Look at Verse 59. "I have considered my ways and I've turned my steps to your statutes." I've considered my ways and I've turned now to your statutes; that's repentance, and the Scripture produces it in us. As we read, we say, "Oh, I'm not faithful here, I need to change." Look at 168. "I obey your precepts and your statutes, for all my ways are known to you."  “All my ways are known to you, you know it all, Lord.” Then the final verse of the Psalm 119:176, "I have strayed like a lost sheep, seek your servant for I have not forgotten your commands.” “Come and get me, Lord, I'm drifting, I'm wandering. Come and get me, bring me back." Scripture keeps you safe. Do you see it? Keeps you safe.

The second most important prayer you can pray is to pray for illumination, "Teach me, Lord," and pray that you may obey. Verse 5, “Oh, that my ways were steadfast in obeying your decrees.”  Verse 10, "I seek you with all my heart. Do not let me stray from your commands. Keep me from deceitful ways," Verse 29, "Be gracious to me through your law," Verse 35, "Direct me in the path of your commands, for there I find delight." One after the other. The psalmist says, "I see what I need to do. I see clearly the obedience I must give, now work it in me." Work in me. Hebrews 13:21,  “Work in me what is pleasing to you, O God." I think that's our responsibility to obey. Right? Well, it is, but God enables us to obey, it is not for a man to direct his steps[Proverbs]. Oh, that's humbling, but it's true. You try to turn over a new leaf, make a resolution. It will not work. But with the power of God, the resolution works. 

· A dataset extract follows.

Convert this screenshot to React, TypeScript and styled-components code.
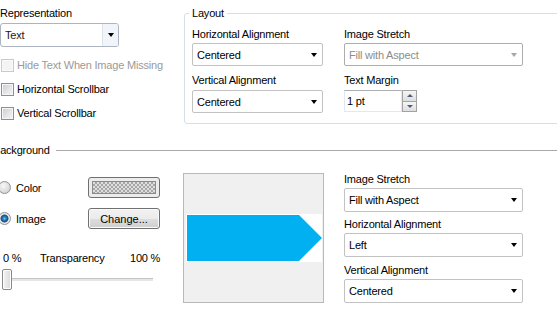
import React from 'react';
import styled, { createGlobalStyle } from 'styled-components';

const GlobalStyle = createGlobalStyle`
  html, body {
    margin: 0;
    padding: 0;
    background: #fff;
    overflow: hidden;
  }
  body {
    font-family: "Liberation Sans", Arial, sans-serif;
    font-size: 11px;
    letter-spacing: -0.2px;
    color: #000;
  }
`;

const Page = styled.div`
  width: 557px;
  height: 318px;
  overflow: hidden;
`;

const Top = styled.div`
  display: flex;
  align-items: flex-start;
`;

const LeftCol = styled.div`
  width: 184px;
  flex: none;
  padding-top: 7px;
  display: flex;
  flex-direction: column;
`;

const Label = styled.div<{ $gap?: number; $muted?: boolean }>`
  height: 13px;
  line-height: 13px;
  white-space: nowrap;
  margin-top: ${(p) => p.$gap ?? 0}px;
  color: ${(p) => (p.$muted ? '#9a9a9a' : '#000')};
`;

const SelectBox = styled.div<{ $w: number; $h: number; $gap?: number; $disabled?: boolean }>`
  box-sizing: border-box;
  width: ${(p) => p.$w}px;
  height: ${(p) => p.$h}px;
  margin-top: ${(p) => p.$gap ?? 2}px;
  border: 1px solid ${(p) => (p.$disabled ? '#adadad' : '#c2c2c2')};
  border-radius: 2px;
  background: #fff;
  display: flex;
  align-items: center;
  padding-left: 4px;
  color: ${(p) => (p.$disabled ? '#8c8c8c' : '#000')};
`;

const SelectValue = styled.span`
  flex: 1;
  white-space: nowrap;
  overflow: hidden;
`;

const Caret = styled.span<{ $disabled?: boolean }>`
  width: 0;
  height: 0;
  margin-right: 5px;
  border-left: 3.5px solid transparent;
  border-right: 3.5px solid transparent;
  border-top: 4px solid ${(p) => (p.$disabled ? '#a6a6a6' : '#000')};
`;

const ComboBox = styled.div`
  box-sizing: border-box;
  width: 119px;
  height: 24px;
  margin-top: 3px;
  border: 1px solid #abb4c0;
  border-radius: 3px;
  display: flex;
  align-items: stretch;
  background: #fff;
  color: #1a1a1a;
`;

const ComboText = styled.span`
  flex: 1;
  padding-left: 4px;
  display: flex;
  align-items: center;
`;

const ComboButton = styled.span`
  width: 15px;
  border-left: 1px solid #dde3ea;
  background: #f1f4f8;
  border-radius: 0 2px 2px 0;
  display: flex;
  align-items: center;
  justify-content: center;
`;

const CheckList = styled.div`
  margin-top: 6px;
`;

const CheckRow = styled.label<{ $disabled?: boolean }>`
  height: 24px;
  display: flex;
  align-items: center;
  gap: 3px;
  padding-left: 1px;
  color: ${(p) => (p.$disabled ? '#9a9a9a' : '#000')};
  white-space: nowrap;
`;

const CheckBox = styled.span<{ $disabled?: boolean }>`
  box-sizing: border-box;
  width: 13px;
  height: 13px;
  border: 1px solid ${(p) => (p.$disabled ? '#cacaca' : '#8e8f8f')};
  background: ${(p) =>
    p.$disabled ? '#f4f4f4' : 'linear-gradient(135deg, #c9ccd1 0%, #e6e7e9 60%, #f4f4f4 100%)'};
  box-shadow: inset 0 0 0 1px ${(p) => (p.$disabled ? '#f9f9f9' : '#f6f6f6')};
`;

const GroupBox = styled.fieldset`
  flex: 1;
  margin: 7px -4px 0 0;
  padding: 0;
  min-inline-size: 0;
  border: 1px solid #d5dfe5;
  border-radius: 3px;
`;

const Legend = styled.legend`
  margin-left: 4px;
  padding: 0 3px;
  line-height: 13px;
  font-size: 11px;
`;

const GroupGrid = styled.div`
  display: grid;
  grid-template-columns: 130px 179px;
  column-gap: 22px;
  padding: 8px 0 10px 7px;
`;

const GroupCell = styled.div`
  display: flex;
  flex-direction: column;
`;

const Spinner = styled.div`
  display: flex;
  height: 22px;
  margin-top: 3px;
`;

const SpinInput = styled.div`
  box-sizing: border-box;
  width: 58px;
  border: 1px solid #e2e8ee;
  border-top-color: #abadb3;
  padding-left: 2px;
  display: flex;
  align-items: center;
`;

const SpinButtons = styled.div`
  width: 15px;
  display: flex;
  flex-direction: column;
`;

const SpinButton = styled.span<{ $down?: boolean }>`
  flex: 1;
  box-sizing: border-box;
  border: 1px solid #a3a3a3;
  border-top-width: ${(p) => (p.$down ? 0 : 1)}px;
  background: linear-gradient(#f6f6f6, #dedede);
  display: flex;
  align-items: center;
  justify-content: center;

  &::after {
    content: '';
    border-left: 3px solid transparent;
    border-right: 3px solid transparent;
    ${(p) => (p.$down ? 'border-top: 3px solid #4e5d7c;' : 'border-bottom: 3px solid #4e5d7c;')}
  }
`;

const SectionHead = styled.div`
  display: flex;
  align-items: center;
  gap: 6px;
  margin-top: 19px;
  margin-left: -7px;
  height: 13px;
  line-height: 13px;
`;

const SectionRule = styled.span`
  flex: 1;
  height: 1px;
  background: #a9a9a9;
`;

const Body = styled.div`
  display: flex;
  align-items: flex-start;
  margin-top: 16px;
`;

const BgCol = styled.div`
  width: 183px;
  flex: none;
  display: flex;
  flex-direction: column;
`;

const OptionGrid = styled.div`
  display: grid;
  grid-template-columns: 88px 72px;
  grid-auto-rows: 21px;
  row-gap: 10px;
  margin-top: 4px;
`;

const RadioRow = styled.label`
  display: flex;
  align-items: center;
  gap: 5px;
  margin-left: -2px;
`;

const Radio = styled.span<{ $on?: boolean }>`
  box-sizing: border-box;
  width: 13px;
  height: 13px;
  border-radius: 50%;
  border: 1px solid #929292;
  background: ${(p) =>
    p.$on
      ? 'radial-gradient(circle at 50% 50%, #7fc8f5 0, #2a86c9 1.5px, #14558f 3.2px, #3d6f98 3.8px, #e4e4e4 4.3px, #f2f2f2 100%)'
      : 'radial-gradient(circle at 40% 35%, #f8f8f8 0, #dcdcdc 60%, #c8c8c8 100%)'};
`;

const Swatch = styled.span`
  box-sizing: border-box;
  border: 1px solid #707070;
  border-radius: 3px;
  padding: 3px;
  background: #ececec;
  display: flex;
`;

const Checker = styled.span`
  flex: 1;
  border: 1px solid #8c8c8c;
  background: repeating-conic-gradient(#a6a6a6 0 25%, #dedede 0 50%) 0 0 / 4px 4px;
`;

const Button = styled.button`
  box-sizing: border-box;
  margin: 0;
  padding: 0;
  border: 1px solid #707070;
  border-radius: 3px;
  background: linear-gradient(#f2f2f2 0%, #ebebeb 50%, #dddddd 51%, #cfcfcf 100%);
  box-shadow: inset 0 0 0 1px #fbfbfb;
  font: inherit;
  color: #000;
`;

const ScaleRow = styled.div`
  display: grid;
  grid-template-columns: 37px 90px auto;
  padding-left: 3px;
  margin-top: 23px;
  height: 13px;
  line-height: 13px;
  white-space: nowrap;
`;

const Slider = styled.div`
  width: 153px;
  height: 21px;
  margin-top: 4px;
  display: flex;
  align-items: center;
`;

const Thumb = styled.span`
  box-sizing: border-box;
  width: 10px;
  height: 21px;
  margin-left: 2px;
  border: 1px solid #888;
  border-radius: 2px;
  background: linear-gradient(90deg, #f4f4f4, #dadada);
  box-shadow: inset 0 0 0 1px #fff;
`;

const Track = styled.span`
  flex: 1;
  height: 2px;
  border-top: 1px solid #c4c4c4;
  background: #e6e6e6;
`;

const Preview = styled.div`
  box-sizing: border-box;
  width: 141px;
  height: 130px;
  border: 1px solid #b9b9b9;
  background: #f0f0f0;
  display: flex;
  align-items: center;
  padding-left: 2px;
`;

const RightCol = styled.div`
  width: 179px;
  margin-left: 20px;
  display: flex;
  flex-direction: column;
`;

function Select({
  value,
  w,
  h,
  gap,
  disabled,
}: {
  value: string;
  w: number;
  h: number;
  gap?: number;
  disabled?: boolean;
}) {
  return (
    <SelectBox $w={w} $h={h} $gap={gap} $disabled={disabled}>
      <SelectValue>{value}</SelectValue>
      <Caret $disabled={disabled} />
    </SelectBox>
  );
}

function Check({ label, disabled }: { label: string; disabled?: boolean }) {
  return (
    <CheckRow $disabled={disabled}>
      <CheckBox $disabled={disabled} />
      {label}
    </CheckRow>
  );
}

export default function App() {
  return (
    <Page>
      <GlobalStyle />
      <Top>
        <LeftCol>
          <Label>Representation</Label>
          <ComboBox>
            <ComboText>Text</ComboText>
            <ComboButton>
              <Caret style={{ marginRight: 0 }} />
            </ComboButton>
          </ComboBox>
          <CheckList>
            <Check label="Hide Text When Image Missing" disabled />
            <Check label="Horizontal Scrollbar" />
            <Check label="Vertical Scrollbar" />
          </CheckList>
        </LeftCol>
        <GroupBox>
          <Legend>Layout</Legend>
          <GroupGrid>
            <GroupCell>
              <Label>Horizontal Alignment</Label>
              <Select value="Centered" w={131} h={23} />
              <Label $gap={8}>Vertical Alignment</Label>
              <Select value="Centered" w={131} h={23} gap={3} />
            </GroupCell>
            <GroupCell>
              <Label>Image Stretch</Label>
              <Select value="Fill with Aspect" w={179} h={23} disabled />
              <Label $gap={8}>Text Margin</Label>
              <Spinner>
                <SpinInput>1 pt</SpinInput>
                <SpinButtons>
                  <SpinButton />
                  <SpinButton $down />
                </SpinButtons>
              </Spinner>
            </GroupCell>
          </GroupGrid>
        </GroupBox>
      </Top>

      <SectionHead>
        Background
        <SectionRule />
      </SectionHead>

      <Body>
        <BgCol>
          <OptionGrid>
            <RadioRow>
              <Radio />
              Color
            </RadioRow>
            <Swatch>
              <Checker />
            </Swatch>
            <RadioRow>
              <Radio $on />
              Image
            </RadioRow>
            <Button>Change...</Button>
          </OptionGrid>
          <ScaleRow>
            <span>0 %</span>
            <span>Transparency</span>
            <span>100 %</span>
          </ScaleRow>
          <Slider>
            <Thumb />
            <Track />
          </Slider>
        </BgCol>
        <Preview>
          <svg width="136" height="48" viewBox="0 0 136 48">
            <rect x="0" y="0" width="136" height="48" fill="#fff" />
            <polygon points="1,1 113,1 136,24 113,47 1,47" fill="#00b0f0" />
          </svg>
        </Preview>
        <RightCol>
          <Label>Image Stretch</Label>
          <Select value="Fill with Aspect" w={179} h={24} />
          <Label $gap={6}>Horizontal Alignment</Label>
          <Select value="Left" w={179} h={24} />
          <Label $gap={7}>Vertical Alignment</Label>
          <Select value="Centered" w={179} h={24} />
        </RightCol>
      </Body>
    </Page>
  );
}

Thirdly, determine choosing. This is where the will kicks in. Verse 30, "I have chosen the way of truth, I have set my heart on your laws.” Verse 112, "My heart is set on keeping your decrees to the very end.” You choose to do what God wants you to do. 

Number four, promises and vows. Make promises to God and keep them.  The psalmist makes all kinds of promises and vows to the Lord, and not just this psalmist, but other psalmists as well. 

Scripture interprets Scripture. Look at Verse 57, "You are my portion, O Lord, I have promised to obey your words." And Verse 106, "I have taken an oath and confirmed it, that I will follow your righteous laws.” Those are two resolutions. Do you make resolutions?  New Years. That's too long. Make them every month. Every month, come to Scripture and say, "Alright, Lord, what do you want me to do this month? How can I grow this month? And with your help, by the power of the Spirit, I'm going to do these things." Then when you fail to keep your resolutions, confess it to God, it helps you realize how much you need a Savior. Come and make those resolutions again and be determined to follow him.  

Fifth and finally, worship and rejoicing. Finish by worshipping the God who has spoken to you. Do you realize that all of this is about producing spiritual worshippers, that's you and me? That's what this whole thing is about. That's what church is about, that's what the gospel is for; to promote eternal spiritual worship in you and me of God himself. The Word accomplishes that, that's the purpose of the Word, to produce worship in us eternally. Verse 48,  “I lift your hands to my command, to your commands, which I love, and I meditate on your decrees.” Verse 108, "Accept O Lord, the willing praise of my mouth, and teach me your laws." More than anything, remember, every command of God is good. I don't fear any word from God because He's good and his commands are good. Verse 68, "You are good, and you do what is good, teach me your decrees." Praise him and worship him for who He is and for what He's done. The Scripture is given that you may know God, that you may have life and have it abundantly. “Now this is eternal life, that they may know you, the only true God and Jesus Christ, whom you have sent.”

 Please, please be diligent with Scripture this week. God has given you commands, read the Scriptures, obey them. Someday, you will stand before God and you will give an account for what you've just heard. You will not be able to say, "No one told me how to study the Bible." Study the Bible this week. Don't let Satan snatch the seed off that hardened path, but let it sink in to soften soil where it produces good fruit. Will you close with me in prayer? 

Heavenly Father, we thank you from our hearts for your goodness in giving us this Word. Thank you for Psalm 119 and its beauty and its perfection, Oh, Holy Spirit, moving us to study your Word that we may be faithful to do what's written there in. Father, for those that do not know you, oh Lord, I pray that today would be the day of salvation, that they would come to Christ, who is the living and eternal Word, and that they might have eternal life. And then, oh Lord, they will have a hunger and a thirst for your written word. For those of us who are already Christians, increase our hunger and thirst for your Word. And for those here who are dead toward your Word, who have no interest in Scripture, who are struggling with that, oh God, revive, renew them or convert them that they might know you. Through the blood of Christ, Oh God, make us hungry and thirsty for your Word, we pray it in Jesus' name. Amen.